(DATA LINES)
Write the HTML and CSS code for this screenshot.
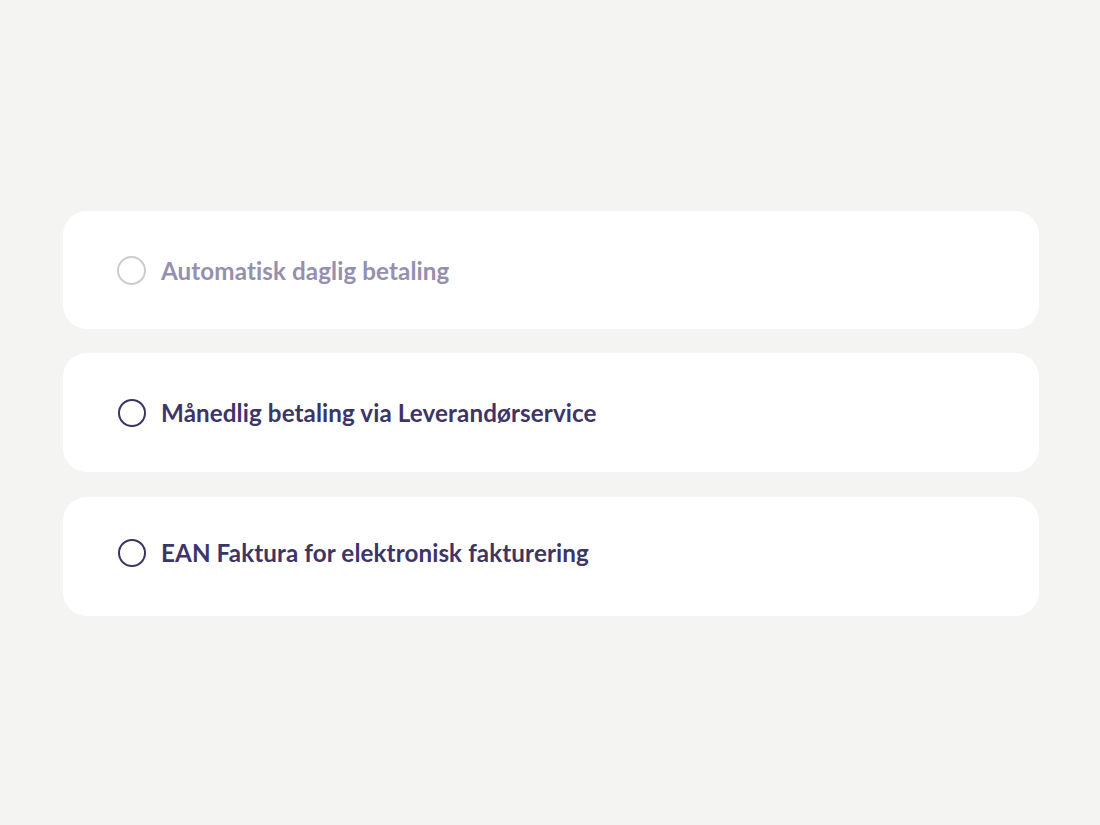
FILE: index.html
```html
<!DOCTYPE html>
<html lang="da">
<head>
    <meta charset="UTF-8">
    <meta name="viewport" content="width=device-width, initial-scale=1.0">
    <title>Betalingsmetode</title>
    <link rel="stylesheet" href="styles.css">
</head>
<body>

    <!-- Payment options -->
    <div class="options">
        <label class="option option-disabled">
            <span class="radio"></span>
            <span class="option-label">Automatisk daglig betaling</span>
        </label>

        <label class="option">
            <span class="radio"></span>
            <span class="option-label">Månedlig betaling via Leverandørservice</span>
        </label>

        <label class="option option-last">
            <span class="radio"></span>
            <span class="option-label">EAN Faktura for elektronisk fakturering</span>
        </label>
    </div>

</body>
</html>
```

FILE: styles.css
```css
body {
    font-family: Lato, "Open Sans", sans-serif;
    background-color: #f4f4f2;
    margin: 0;
    min-height: 825px;
}

.options {
    width: 976px;
    margin-left: 63px;
    padding-top: 211px;
    display: flex;
    flex-direction: column;
    gap: 24px;
}

.option {
    display: flex;
    align-items: center;
    box-sizing: border-box;
    height: 119px;
    padding-left: 55px;
    background: #ffffff;
    border-radius: 24px;
    cursor: pointer;
}

.option-last {
    margin-top: 1px;
    padding-bottom: 8px;
}

.radio {
    width: 24px;
    height: 24px;
    border: 2px solid #3b3563;
    border-radius: 50%;
    flex-shrink: 0;
}

.option-label {
    margin-left: 15px;
    font-size: 24.2px;
    font-weight: 700;
    letter-spacing: 0.1px;
    color: #3d3567;
}

.option-disabled {
    height: 118px;
    padding-left: 54px;
}

.option-disabled .radio {
    border: 2px solid #cdccd1;
    width: 25px;
    height: 25px;
}

.option-disabled .option-label {
    margin-left: 15px;
    color: #958fb0;
}
```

(AIM)
Return the material word for word. Pictures are not part of the copy.

(WRITTEN RESPONSE)
Write the HTML and CSS code for this screenshot.
FILE: index.html
```html
<!DOCTYPE html>
<html lang="da">
<head>
    <meta charset="UTF-8">
    <meta name="viewport" content="width=device-width, initial-scale=1.0">
    <title>Betalingsmetode</title>
    <link rel="stylesheet" href="styles.css">
</head>
<body>

    <!-- Payment options -->
    <div class="options">
        <label class="option option-disabled">
            <span class="radio"></span>
            <span class="option-label">Automatisk daglig betaling</span>
        </label>

        <label class="option">
            <span class="radio"></span>
            <span class="option-label">Månedlig betaling via Leverandørservice</span>
        </label>

        <label class="option option-last">
            <span class="radio"></span>
            <span class="option-label">EAN Faktura for elektronisk fakturering</span>
        </label>
    </div>

</body>
</html>
```

FILE: styles.css
```css
body {
    font-family: Lato, "Open Sans", sans-serif;
    background-color: #f4f4f2;
    margin: 0;
    min-height: 825px;
}

.options {
    width: 976px;
    margin-left: 63px;
    padding-top: 211px;
    display: flex;
    flex-direction: column;
    gap: 24px;
}

.option {
    display: flex;
    align-items: center;
    box-sizing: border-box;
    height: 119px;
    padding-left: 55px;
    background: #ffffff;
    border-radius: 24px;
    cursor: pointer;
}

.option-last {
    margin-top: 1px;
    padding-bottom: 8px;
}

.radio {
    width: 24px;
    height: 24px;
    border: 2px solid #3b3563;
    border-radius: 50%;
    flex-shrink: 0;
}

.option-label {
    margin-left: 15px;
    font-size: 24.2px;
    font-weight: 700;
    letter-spacing: 0.1px;
    color: #3d3567;
}

.option-disabled {
    height: 118px;
    padding-left: 54px;
}

.option-disabled .radio {
    border: 2px solid #cdccd1;
    width: 25px;
    height: 25px;
}

.option-disabled .option-label {
    margin-left: 15px;
    color: #958fb0;
}
```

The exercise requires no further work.